En effet, lors de son passage à l'émission Le panier, Koffi Olomide a réagi à l'agression rwandaise et à l'avancée des troupes du M23 dans le Nord-Kivu en déclarant : « Il n'y a pas de guerre. Nous sommes tapés. On nous gifle. On fait de nous ce qu'on veut. J’ai vu les camions de ces gens-là qui viennent tranquillement et personne pour les empêcher. J’ai vu que nos militaires vont à la guerre à moto. J’ai des larmes. Il n’y a pas de guerre. On nous traite comme des enfants. La guerre, c’est quand on tire, nous nous répliquons ».

La lettre de convocation du CSAC indique que cette démarche est conforme à l’article 62 alinéa 1er de la Loi organique n°11/001 du 10 janvier 2011. Aussi, l’artiste serait en violation de la même Loi organique et de la Directive du CSAC relative aux émissions sur le déroulement des opérations militaires au front. L’autorité de régulation des médias lui reprochait d’avoir tenu “des propos de dénigrement et de démobilisation des troupes des FARDC engagées au front”.
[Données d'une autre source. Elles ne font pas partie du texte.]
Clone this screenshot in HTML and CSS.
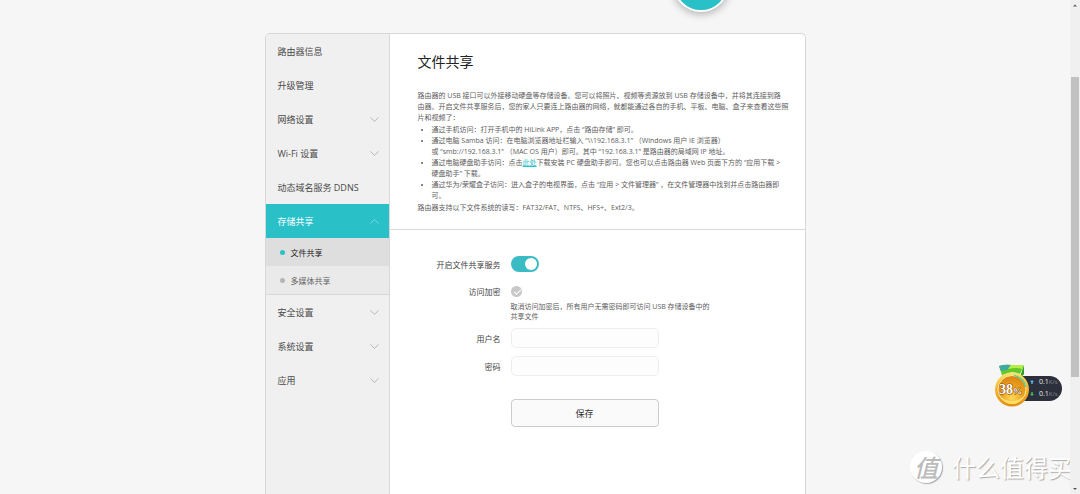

La Loi n°11/001 du 10 janvier 2011 portant composition, attribution et fonctionnement du Conseil Supérieur de l'Audiovisuel et de la Communication l'oblige à veiller à la diffusion de la culture de la paix, de la démocratie, des Droits de l’homme et des libertés fondamentales ainsi que les informations favorisant le développement socio-économique. 

“ Encore que nous devons nous interroger si les propos de l’artiste musicien Koffi Olomidé porte atteinte à la culture de la paix. Pour ma part, tant que ses propos n'ont pas incité à la violence, à l’apologie du crime, à la dépravation des mœurs, à la rébellion, mieux n’ont pas incité les troupes à la désertion ou encore à la démoralisation, l'artiste Koffi Olomidé a fait usage de sa liberté de pensée ”, a ajouté Maître Glody Muabila.
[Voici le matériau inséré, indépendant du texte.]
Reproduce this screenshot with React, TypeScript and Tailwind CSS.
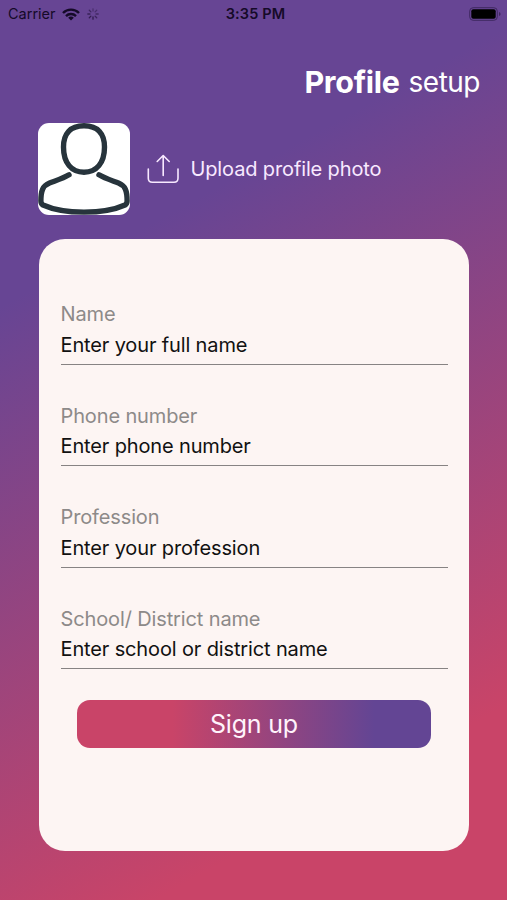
import React from "react";

const fields = [
  { label: "Name", value: "Enter your full name" },
  { label: "Phone number", value: "Enter phone number" },
  { label: "Profession", value: "Enter your profession" },
  { label: "School/ District name", value: "Enter school or district name" },
];

function WifiIcon() {
  return (
    <svg className="ml-[6px] h-[13px] w-[18px]" viewBox="0 0 18 13" fill="none" stroke="#150a28" strokeWidth="2.4">
      <path d="M1 5A11.2 11.2 0 0 1 17 5" />
      <path d="M4 8.1A7 7 0 0 1 14 8.1" />
      <path d="M9 12.6L6.2 9.8A3.9 3.9 0 0 1 11.8 9.8Z" fill="#150a28" stroke="none" />
    </svg>
  );
}

function Spinner() {
  return (
    <svg className="ml-[7px] h-3 w-3" viewBox="0 0 12 12" stroke="#2b1746" strokeWidth="1.3" strokeLinecap="round">
      <path d="M6 .8V3" opacity=".45" />
      <path d="M9.7 2.3L8.1 3.9" opacity=".5" />
      <path d="M11.2 6H9" opacity=".6" />
      <path d="M9.7 9.7L8.1 8.1" opacity=".7" />
      <path d="M6 11.2V9" opacity=".9" />
      <path d="M2.3 9.7L3.9 8.1" opacity=".85" />
      <path d="M.8 6H3" opacity=".75" />
      <path d="M2.3 2.3L3.9 3.9" opacity=".65" />
    </svg>
  );
}

function StatusBar() {
  return (
    <header className="grid h-7 grid-cols-3 items-center pl-2 pr-[6px] text-[#150a28]">
      <div className="flex items-center">
        <span className="text-[14.5px]">Carrier</span>
        <WifiIcon />
        <Spinner />
      </div>
      <span className="pl-[2px] text-center text-[14.5px] font-semibold tracking-[0.15px]">3:35 PM</span>
      <svg className="h-[14px] w-[32px] justify-self-end" viewBox="0 0 32 14" fill="none">
        <rect x=".7" y=".7" width="27.6" height="12.6" rx="3.5" stroke="#3f2860" strokeWidth="1" />
        <rect x="2.3" y="2.3" width="24.4" height="9.4" rx="2" fill="#000" />
        <path d="M30 5V9Q31.6 8.4 31.6 7T30 5Z" fill="#3f2860" />
      </svg>
    </header>
  );
}

function Avatar() {
  return (
    <div className="h-[92px] w-[92px] overflow-hidden rounded-[11px] bg-white">
      <svg className="h-full w-full" viewBox="0 0 92 92" fill="none" stroke="#27343c" strokeWidth="5.4" strokeLinecap="round">
        <path d="M46 2.8C60 2.8 66.5 11 66.5 24C66.5 40 58.500 49.200 46 49.200S25.500 40 25.500 24C25.500 11 32 2.800 46 2.800Z" />
        <path d="M31 51.800C25 55.500 18 57.500 11.500 60C4.500 62.800 2.900 68 2.900 78C2.900 80.500 3.500 81.200 5 82C16 87 31 89.100 46 89.100S76 87 87 82C88.500 81.200 89.100 80.500 89.100 78C89.100 68 87.500 62.800 80.500 60C74 57.500 67 55.500 61 51.800" />
      </svg>
    </div>
  );
}

export default function App() {
  return (
    <main className="flex h-[900px] w-[507px] flex-col overflow-hidden bg-[linear-gradient(151deg,#674594_26%,#c94468_83.5%)] font-['Inter','Liberation_Sans',sans-serif]">
      <StatusBar />
      <h1 className="mt-[33px] flex h-[42px] items-center justify-end gap-[9px] pr-[27px] text-[30.5px] leading-none text-white">
        <span className="font-bold tracking-[-0.3px]">Profile</span>
        <span className="text-[28px] tracking-[-0.5px]">setup</span>
      </h1>
      <section className="mt-5 flex h-[92px] items-center pl-[37.5px] text-[#f8e9ff]">
        <Avatar />
        <svg className="ml-[17px] h-[30px] w-[33px]" viewBox="0 0 33 30" fill="none" stroke="currentColor" strokeWidth="1.6" strokeLinecap="round" strokeLinejoin="round">
          <path d="M1.3 15V24.2Q1.3 28.2 5.3 28.2H27Q31 28.2 31 24.2V15" />
          <path d="M16.2 21.5V1.5M10.2 7.5L16.2 1.5L22.2 7.5" />
        </svg>
        <span className="ml-[11px] whitespace-nowrap text-[20px] leading-6 tracking-[-0.13px]">Upload profile photo</span>
      </section>
      <form className="ml-[39px] mt-6 flex h-[612px] w-[430px] flex-col rounded-[26px] bg-[#fdf5f3] px-[21.5px] pt-[60.4px]">
        {fields.map((field) => (
          <div key={field.label} className="mb-[36px] h-[65.4px] shrink-0 border-b border-[#878383]">
            <p className="h-[30.5px] whitespace-nowrap text-[20px] leading-[30px] tracking-[-0.13px] text-[#8d8a89]">{field.label}</p>
            <p className="whitespace-nowrap text-[20px] leading-[30px] tracking-[-0.14px] text-[#111]">{field.value}</p>
          </div>
        ))}
        <button type="button" className="-mt-[5.4px] h-[48.5px] w-[354px] shrink-0 self-center rounded-[13px] bg-[linear-gradient(90deg,#c94468_27%,#634594_84%)] pt-[2px] text-[25px] leading-none tracking-[-0.2px] text-[#fff3fb]">
          Sign up
        </button>
      </form>
    </main>
  );
}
Côté journalistes, Onassis Mutombo, journaliste et coordinateur du Réseau des Journalistes Culturels pour le Développement Durable, indique d’abord que cette affaire est un ras-le-bol populaire sur ce qui se passe dans la partie Est du pays.

“ Il est important que les leaders d’opinion en parlent pour montrer non seulement aux gestionnaires de la chose publique congolaise qu’il y a nécessité de trouver des solutions définitives ; mais aussi à ceux-là qui font vivre cette flamme, tel que le Rwanda comme partie visible de l’iceberg et les multinationales qui sont en Amérique, en Europe, que la RDC tient à son intégrité territoriale. Koffi savait qu’il allait toucher les cordes sensibles pour alerter sur la situation”, a-t-il dit à ACTUALITE.CD

Onassis pense que la démarche de l’organe de régulation des médias est bonne. “ Nous sommes un pays agressé mais cela ne peut pas laisser place aux dérapages, il veille à la mentalité actuelle des congolais et du pays. Et si le CSAC juge que le discours ne tient pas avec la politique intégrale du pays, il est dans ses droits d’interpeller”, dit-il.

Ensuite, le directeur général du média en ligne Arts.cd attire l’attention des journalistes sur leur responsabilité face aux invités lors des interviews, émissions, etc. dans le respect du code d’éthique et déontologie du journaliste congolais. “ Dans tous les pays du monde, il y a une ligne de conduite à suivre surtout pour un pays agressé”, précise-t-il.

Il trouve par ailleurs, la décision de la direction générale de la RTNC de suspendre le journaliste Jessy Kabasele et son émission de “injuste”.

Cette interpellation de Koffi Olomidé a été largement commenté dans la communauté congolaise. Parmi les quelques réactions, La coalition Lamuka, Justicia Asbl, Maître Hervé Diakese et bien d’autres ont trouvé la démarche du CSAC restrictive de la liberté d’expression, soutenant les propos de l’artiste.